A representative for the Department of Corrections said that because state execution drug procedures are currently a matter of litigation, they can’t comment for this story.

So, the department’s motivations are unclear.

But there are some pretty basic legal barriers that could get in the way of any inmate or attorney who actually tried to do this, according to Cleve Wootson Jr., a reporter for The Washington Post who’s been covering this policy.

“These drugs are controlled substances,” he said. “It’s illegal for me, or you, or pretty much anybody else that’s not a doctor to have them without a prescription. And even if it were legal for us to have them, it would be illegal for an attorney to transfer possession of that drug.”

Dale Baich, an assistant federal public defender in Arizona, who works to defend death-row inmates in their final appeals, said he was stunned when he learned about the new policy. Baich was one of Wood’s attorneys and is still fighting a case against the state over the way it carries out executions.

“I would not do it,” he said. “And I don’t know of any ethical attorney who would.”

Baich said the policy is illegal and unethical. “A lawyer is fighting to protect his client’s constitutional rights, not to participate in the execution process,” he said.

According to Wootson, this is part of a larger narrative in the country: it’s getting harder to execute people in the United States.

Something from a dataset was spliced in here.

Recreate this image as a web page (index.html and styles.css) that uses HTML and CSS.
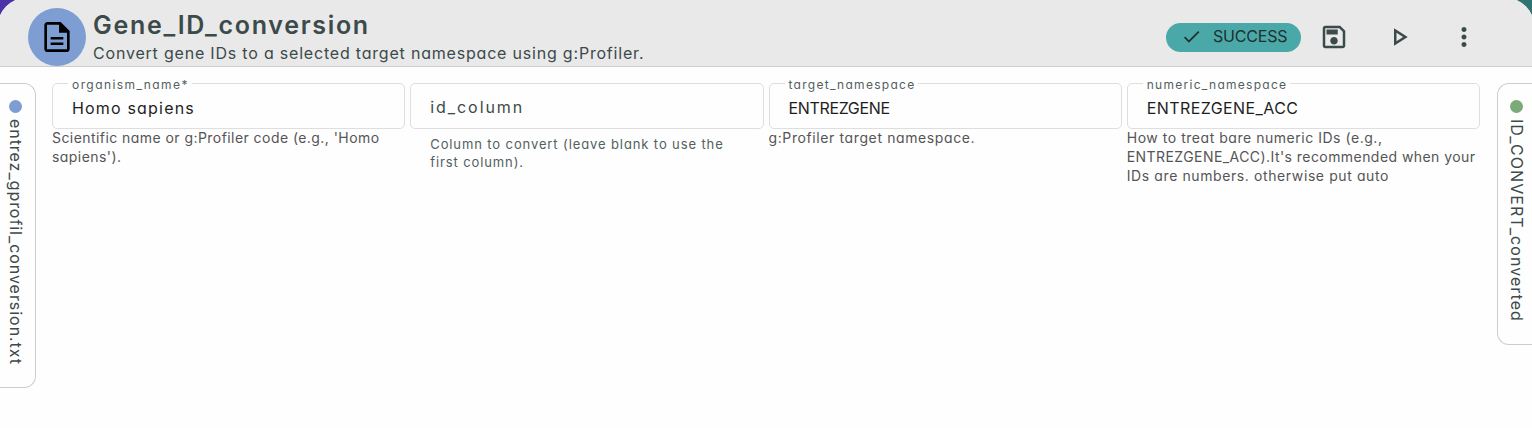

“On one hand, there are some drug companies that have just said, ‘We’re not going to give drugs to states to kill people.’ They have an ethical stance on it,” he said. “And then there are other legal cases that are pending that say that the new drugs they’ve tried … those drugs are unconstitutional, that they’re inhumane.”

Wootson said that those who are against the death penalty have held up Wood’s execution as an example of why it is not possible to humanely execute people in America today.

Baich said that there’s only one challenge remaining to the protocol in Arizona surrounding executions: the discretion of the director of the Department of Corrections.

“Under the protocol as written, it can be changed at any moment,” he said. “And what we have learned from the past is that the drugs have been changed 18 hours before a scheduled execution. In another case, the department changed the number of drugs that would be used two days before the execution.”

In Wood’s case, the department injected 13 additional doses of the drug, Baich said. So, in this litigation, he and other attorneys are aiming to curb the director’s discretion.

To Baich, the best thing the state can do is look to the larger issue at hand: should there be a death penalty in Arizona?

“Rather than try to figure out ways to kill people and continue to experiment with different drug combinations or different methods,” Baich said, “perhaps the Legislature should have an honest debate about whether the death penalty is really needed today.”